Quote the listing in full, exactly as given, minus any pictures.

## LISTED RECORDS
_ _ _

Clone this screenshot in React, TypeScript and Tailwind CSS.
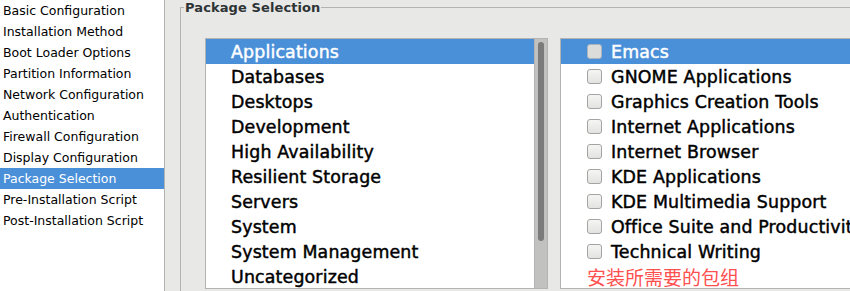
import { FC } from "react"

const steps = [
  "Basic Configuration",
  "Installation Method",
  "Boot Loader Options",
  "Partition Information",
  "Network Configuration",
  "Authentication",
  "Firewall Configuration",
  "Display Configuration",
  "Package Selection",
  "Pre-Installation Script",
  "Post-Installation Script",
]

const groups = [
  "Applications",
  "Databases",
  "Desktops",
  "Development",
  "High Availability",
  "Resilient Storage",
  "Servers",
  "System",
  "System Management",
  "Uncategorized",
]

const packages = [
  "Emacs",
  "GNOME Applications",
  "Graphics Creation Tools",
  "Internet Applications",
  "Internet Browser",
  "KDE Applications",
  "KDE Multimedia Support",
  "Office Suite and Productivity",
  "Technical Writing",
]

const Checkbox: FC<{ active: boolean }> = ({ active }) => (
  <span
    className={`w-[15px] h-[15px] shrink-0 rounded-[3px] border ${active ? "border-[#a9b3bd] bg-[#dcdcdb]" : "border-[#a3a3a1] bg-gradient-to-b from-[#f5f5f4] to-[#e3e3e1]"}`}
  />
)

const App: FC = (): JSX.Element => {
  return (
    <div className="w-[850px] h-[291px] flex overflow-hidden bg-[#e8e8e7] font-['DejaVu_Sans',sans-serif]">
      <div className="w-[165px] shrink-0 bg-white border-r border-[#b3b3b1]">
        {steps.map((s, i) => (
          <div
            key={s}
            className={`h-[21px] leading-[21px] pl-[3px] text-[12.5px] whitespace-nowrap ${i === 8 ? "bg-[#4a90d9] text-white" : "text-black"}`}
          >
            {s}
          </div>
        ))}
      </div>

      <div className="flex-1 min-w-0 pl-[15px]">
        <fieldset className="border-l border-t border-[#b3b3b1] h-[320px] m-0 p-0 min-w-0">
          <legend className="ml-[3px] px-[1px] text-[13px] leading-[15px] font-bold text-[#2e3436] tracking-[0.1px]">
            Package Selection
          </legend>
          <div className="flex gap-[12px] pl-[24px] pt-[23px]">
            <div className="w-[343px] h-[251px] shrink-0 flex bg-white border border-[#b3b3b1]">
              <div className="flex-1">
                {groups.map((g, i) => (
                  <div
                    key={g}
                    className={`h-[25px] leading-[26px] pl-[25px] text-[17.4px] tracking-[0.15px] [-webkit-text-stroke:0.45px_currentColor] whitespace-nowrap ${i === 0 ? "bg-[#4a90d9] text-white" : "text-black"}`}
                  >
                    {g}
                  </div>
                ))}
              </div>
              <div className="w-[13px] border-l border-[#b3b3b1] bg-[#c1c2c0] pl-[3px] pt-[3px]">
                <div className="w-[6px] h-[199px] rounded-full bg-[#7b7b7b]" />
              </div>
            </div>

            <div className="w-[320px] h-[251px] shrink-0 bg-white border border-[#b3b3b1] overflow-hidden">
              {packages.map((p, i) => (
                <div
                  key={p}
                  className={`h-[25px] flex items-center gap-[9px] pl-[26px] text-[17.4px] tracking-[0.15px] [-webkit-text-stroke:0.45px_currentColor] whitespace-nowrap ${i === 0 ? "bg-[#4a90d9] text-white" : "text-black"}`}
                >
                  <Checkbox active={i === 0} />
                  <span className="leading-[26px]">{p}</span>
                </div>
              ))}
              <div className="h-[25px] leading-[26px] pl-[26px] text-[19px] text-[#ff5050] font-['Noto_Sans_CJK_SC',sans-serif]">
                安装所需要的包组
              </div>
            </div>
          </div>
        </fieldset>
      </div>
    </div>
  )
}

export default App
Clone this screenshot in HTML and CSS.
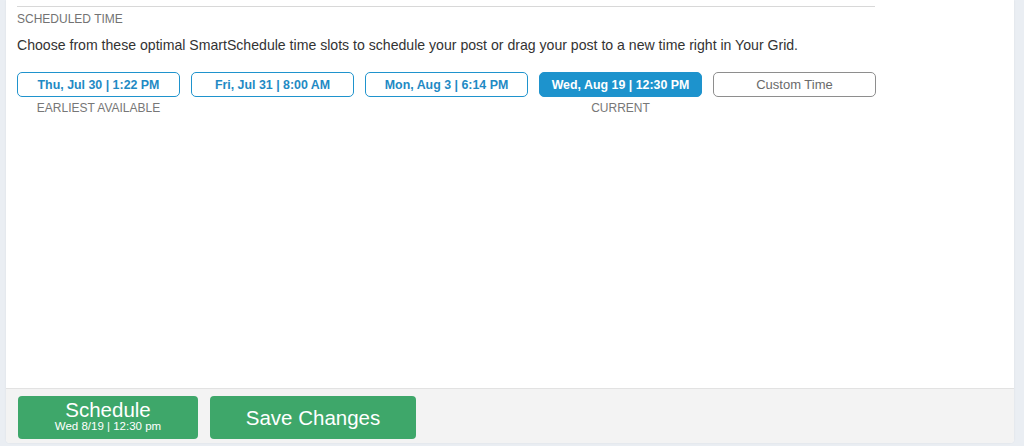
FILE: index.html
```html
<!DOCTYPE html>
<html lang="en">

<head>
  <meta charset="UTF-8">
  <meta name="viewport" content="width=device-width, initial-scale=1.0">
  <title>Scheduled Time</title>
  <link rel="stylesheet" href="styles.css">
</head>

<body>
  <div class="panel">
    <div class="content">
      <hr class="divider">
      <div class="section-title">Scheduled Time</div>
      <p class="hint">Choose from these optimal SmartSchedule time slots to schedule your post or drag your post to a new time right in Your Grid.</p>
      <div class="slots">
        <div class="slot">
          <button class="slot-btn">Thu, Jul 30 | 1:22 PM</button>
          <div class="slot-label">Earliest Available</div>
        </div>
        <div class="slot">
          <button class="slot-btn">Fri, Jul 31 | 8:00 AM</button>
        </div>
        <div class="slot">
          <button class="slot-btn">Mon, Aug 3 | 6:14 PM</button>
        </div>
        <div class="slot">
          <button class="slot-btn active">Wed, Aug 19 | 12:30 PM</button>
          <div class="slot-label">Current</div>
        </div>
        <div class="slot">
          <button class="slot-btn custom">Custom Time</button>
        </div>
      </div>
    </div>

    <div class="footer">
      <button class="btn-green schedule">
        Schedule
        <span class="sub">Wed 8/19 | 12:30 pm</span>
      </button>
      <button class="btn-green save">Save Changes</button>
    </div>
  </div>
</body>

</html>
```

FILE: styles.css
```css
html,
body {
  height: 100%;
}

body {
  margin: 0;
  padding: 0 10px 0 6px;
  background: #eaeef3;
  font-family: "Liberation Sans", Arial, sans-serif;
  box-sizing: border-box;
  overflow: hidden;
}

.panel {
  height: 443px;
  background: #fff;
  border-radius: 0 0 4px 4px;
  display: flex;
  flex-direction: column;
  box-shadow: 0 0 2px rgba(0, 0, 0, 0.08);
  overflow: hidden;
}

.content {
  flex: 1;
  padding: 0 0 0 11px;
}

.divider {
  width: 858px;
  margin: 6px 0 0;
  border: none;
  border-top: 1px solid #d8d8d8;
}

.section-title {
  margin-top: 5px;
  font-size: 12px;
  color: #737373;
  text-transform: uppercase;
  line-height: 14px;
}

.hint {
  margin: 11px 0 0;
  font-size: 14.1px;
  color: #333;
  line-height: 17px;
}

.slots {
  display: flex;
  gap: 11px;
  margin-top: 18px;
}

.slot {
  width: 163px;
  text-align: center;
}

.slot-btn {
  width: 100%;
  height: 25px;
  padding: 0;
  border: 1px solid #1f93cd;
  border-radius: 5px;
  background: #fff;
  color: #1f8ac4;
  font-family: inherit;
  font-size: 12.4px;
  font-weight: bold;
}

.slot-btn.active {
  background: #1d93cd;
  color: #fff;
}

.slot-btn.custom {
  border-color: #8e8e8e;
  color: #6a6a6a;
  font-size: 13px;
  font-weight: normal;
}

.slot-label {
  margin-top: 4px;
  font-size: 12px;
  color: #777;
  text-transform: uppercase;
  line-height: 14px;
}

.footer {
  height: 55px;
  border-top: 1px solid #e2e2e2;
  background: #f3f3f3;
  display: flex;
  gap: 12px;
  padding: 7px 0 0 12px;
  box-sizing: border-box;
  flex: none;
}

.btn-green {
  height: 43px;
  border: none;
  border-radius: 4px;
  background: #3ea76a;
  color: #fff;
  font-family: inherit;
  padding: 0;
}

.schedule {
  width: 180px;
  font-size: 20.5px;
  line-height: 20px;
  padding-bottom: 2px;
}

.schedule .sub {
  display: block;
  font-size: 11.5px;
  line-height: 13px;
}

.save {
  width: 206px;
  font-size: 20.5px;
}
```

_ _ _

## SOLUTION TO THIS PROBLEM
Clone this screenshot in React, TypeScript and Tailwind CSS.
import { FC } from "react"

const steps = [
  "Basic Configuration",
  "Installation Method",
  "Boot Loader Options",
  "Partition Information",
  "Network Configuration",
  "Authentication",
  "Firewall Configuration",
  "Display Configuration",
  "Package Selection",
  "Pre-Installation Script",
  "Post-Installation Script",
]

const groups = [
  "Applications",
  "Databases",
  "Desktops",
  "Development",
  "High Availability",
  "Resilient Storage",
  "Servers",
  "System",
  "System Management",
  "Uncategorized",
]

const packages = [
  "Emacs",
  "GNOME Applications",
  "Graphics Creation Tools",
  "Internet Applications",
  "Internet Browser",
  "KDE Applications",
  "KDE Multimedia Support",
  "Office Suite and Productivity",
  "Technical Writing",
]

const Checkbox: FC<{ active: boolean }> = ({ active }) => (
  <span
    className={`w-[15px] h-[15px] shrink-0 rounded-[3px] border ${active ? "border-[#a9b3bd] bg-[#dcdcdb]" : "border-[#a3a3a1] bg-gradient-to-b from-[#f5f5f4] to-[#e3e3e1]"}`}
  />
)

const App: FC = (): JSX.Element => {
  return (
    <div className="w-[850px] h-[291px] flex overflow-hidden bg-[#e8e8e7] font-['DejaVu_Sans',sans-serif]">
      <div className="w-[165px] shrink-0 bg-white border-r border-[#b3b3b1]">
        {steps.map((s, i) => (
          <div
            key={s}
            className={`h-[21px] leading-[21px] pl-[3px] text-[12.5px] whitespace-nowrap ${i === 8 ? "bg-[#4a90d9] text-white" : "text-black"}`}
          >
            {s}
          </div>
        ))}
      </div>

      <div className="flex-1 min-w-0 pl-[15px]">
        <fieldset className="border-l border-t border-[#b3b3b1] h-[320px] m-0 p-0 min-w-0">
          <legend className="ml-[3px] px-[1px] text-[13px] leading-[15px] font-bold text-[#2e3436] tracking-[0.1px]">
            Package Selection
          </legend>
          <div className="flex gap-[12px] pl-[24px] pt-[23px]">
            <div className="w-[343px] h-[251px] shrink-0 flex bg-white border border-[#b3b3b1]">
              <div className="flex-1">
                {groups.map((g, i) => (
                  <div
                    key={g}
                    className={`h-[25px] leading-[26px] pl-[25px] text-[17.4px] tracking-[0.15px] [-webkit-text-stroke:0.45px_currentColor] whitespace-nowrap ${i === 0 ? "bg-[#4a90d9] text-white" : "text-black"}`}
                  >
                    {g}
                  </div>
                ))}
              </div>
              <div className="w-[13px] border-l border-[#b3b3b1] bg-[#c1c2c0] pl-[3px] pt-[3px]">
                <div className="w-[6px] h-[199px] rounded-full bg-[#7b7b7b]" />
              </div>
            </div>

            <div className="w-[320px] h-[251px] shrink-0 bg-white border border-[#b3b3b1] overflow-hidden">
              {packages.map((p, i) => (
                <div
                  key={p}
                  className={`h-[25px] flex items-center gap-[9px] pl-[26px] text-[17.4px] tracking-[0.15px] [-webkit-text-stroke:0.45px_currentColor] whitespace-nowrap ${i === 0 ? "bg-[#4a90d9] text-white" : "text-black"}`}
                >
                  <Checkbox active={i === 0} />
                  <span className="leading-[26px]">{p}</span>
                </div>
              ))}
              <div className="h-[25px] leading-[26px] pl-[26px] text-[19px] text-[#ff5050] font-['Noto_Sans_CJK_SC',sans-serif]">
                安装所需要的包组
              </div>
            </div>
          </div>
        </fieldset>
      </div>
    </div>
  )
}

export default App
Clone this screenshot in HTML and CSS.
FILE: index.html
```html
<!DOCTYPE html>
<html lang="en">

<head>
  <meta charset="UTF-8">
  <meta name="viewport" content="width=device-width, initial-scale=1.0">
  <title>Scheduled Time</title>
  <link rel="stylesheet" href="styles.css">
</head>

<body>
  <div class="panel">
    <div class="content">
      <hr class="divider">
      <div class="section-title">Scheduled Time</div>
      <p class="hint">Choose from these optimal SmartSchedule time slots to schedule your post or drag your post to a new time right in Your Grid.</p>
      <div class="slots">
        <div class="slot">
          <button class="slot-btn">Thu, Jul 30 | 1:22 PM</button>
          <div class="slot-label">Earliest Available</div>
        </div>
        <div class="slot">
          <button class="slot-btn">Fri, Jul 31 | 8:00 AM</button>
        </div>
        <div class="slot">
          <button class="slot-btn">Mon, Aug 3 | 6:14 PM</button>
        </div>
        <div class="slot">
          <button class="slot-btn active">Wed, Aug 19 | 12:30 PM</button>
          <div class="slot-label">Current</div>
        </div>
        <div class="slot">
          <button class="slot-btn custom">Custom Time</button>
        </div>
      </div>
    </div>

    <div class="footer">
      <button class="btn-green schedule">
        Schedule
        <span class="sub">Wed 8/19 | 12:30 pm</span>
      </button>
      <button class="btn-green save">Save Changes</button>
    </div>
  </div>
</body>

</html>
```

FILE: styles.css
```css
html,
body {
  height: 100%;
}

body {
  margin: 0;
  padding: 0 10px 0 6px;
  background: #eaeef3;
  font-family: "Liberation Sans", Arial, sans-serif;
  box-sizing: border-box;
  overflow: hidden;
}

.panel {
  height: 443px;
  background: #fff;
  border-radius: 0 0 4px 4px;
  display: flex;
  flex-direction: column;
  box-shadow: 0 0 2px rgba(0, 0, 0, 0.08);
  overflow: hidden;
}

.content {
  flex: 1;
  padding: 0 0 0 11px;
}

.divider {
  width: 858px;
  margin: 6px 0 0;
  border: none;
  border-top: 1px solid #d8d8d8;
}

.section-title {
  margin-top: 5px;
  font-size: 12px;
  color: #737373;
  text-transform: uppercase;
  line-height: 14px;
}

.hint {
  margin: 11px 0 0;
  font-size: 14.1px;
  color: #333;
  line-height: 17px;
}

.slots {
  display: flex;
  gap: 11px;
  margin-top: 18px;
}

.slot {
  width: 163px;
  text-align: center;
}

.slot-btn {
  width: 100%;
  height: 25px;
  padding: 0;
  border: 1px solid #1f93cd;
  border-radius: 5px;
  background: #fff;
  color: #1f8ac4;
  font-family: inherit;
  font-size: 12.4px;
  font-weight: bold;
}

.slot-btn.active {
  background: #1d93cd;
  color: #fff;
}

.slot-btn.custom {
  border-color: #8e8e8e;
  color: #6a6a6a;
  font-size: 13px;
  font-weight: normal;
}

.slot-label {
  margin-top: 4px;
  font-size: 12px;
  color: #777;
  text-transform: uppercase;
  line-height: 14px;
}

.footer {
  height: 55px;
  border-top: 1px solid #e2e2e2;
  background: #f3f3f3;
  display: flex;
  gap: 12px;
  padding: 7px 0 0 12px;
  box-sizing: border-box;
  flex: none;
}

.btn-green {
  height: 43px;
  border: none;
  border-radius: 4px;
  background: #3ea76a;
  color: #fff;
  font-family: inherit;
  padding: 0;
}

.schedule {
  width: 180px;
  font-size: 20.5px;
  line-height: 20px;
  padding-bottom: 2px;
}

.schedule .sub {
  display: block;
  font-size: 11.5px;
  line-height: 13px;
}

.save {
  width: 206px;
  font-size: 20.5px;
}
```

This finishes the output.